In the Cathedral square we find the Palace of the Commune. It was started towards the end of the 13th century and enlarged around the middle of the following century. According to a fairly founded tradition, the architect responsible for its design is supposed to have been Arnolfo di Cambio, the great Florentine master. The so-called Haranguing Podium ("Arringo") sticks out from the fagade on the right beneath the great tower and is led up to by two flights of steps from the sides. To the right of the palace is the so-called Torre Grossa (Great Tower), entirely built in travertine and 54 metres high; it was completed in 1311. Left of the building, is the great double-arched loggia that was completed in 1347 and restored to its original appearance in 1934 after it had been walled-up in the 16th century.




Museum of Religious Art

This is where a large number of stone or marble items are displayed, which used either to be in the Collegiata or in other religious buildings in the San Gimignano area.
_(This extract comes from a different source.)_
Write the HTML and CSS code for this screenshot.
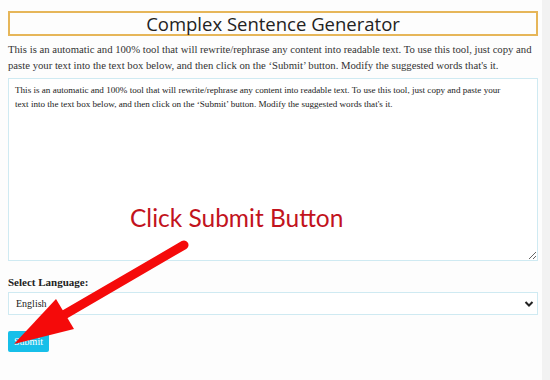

See for instance: the badges, tomb-stones, column-bearing lions, water-stoups, reliefs and even a chair used by the wet-nurses during the baptisms. A number of 14th and 15th century objects complete the collection. There is also a fine painted wooden Crucifix above the chapel altar, which is either late 14th or early 15th century. In the Archaeological Museum a large number of archaeological finds from the area around San Gimignano have been placed in a large chamber and are to be better displayed in future. Most of the objects come from the Etruscan tombs of the district {plates, bowls, vases, lamps, axes, spears, mirrors, golden rings, stone sarcophagi, etc.)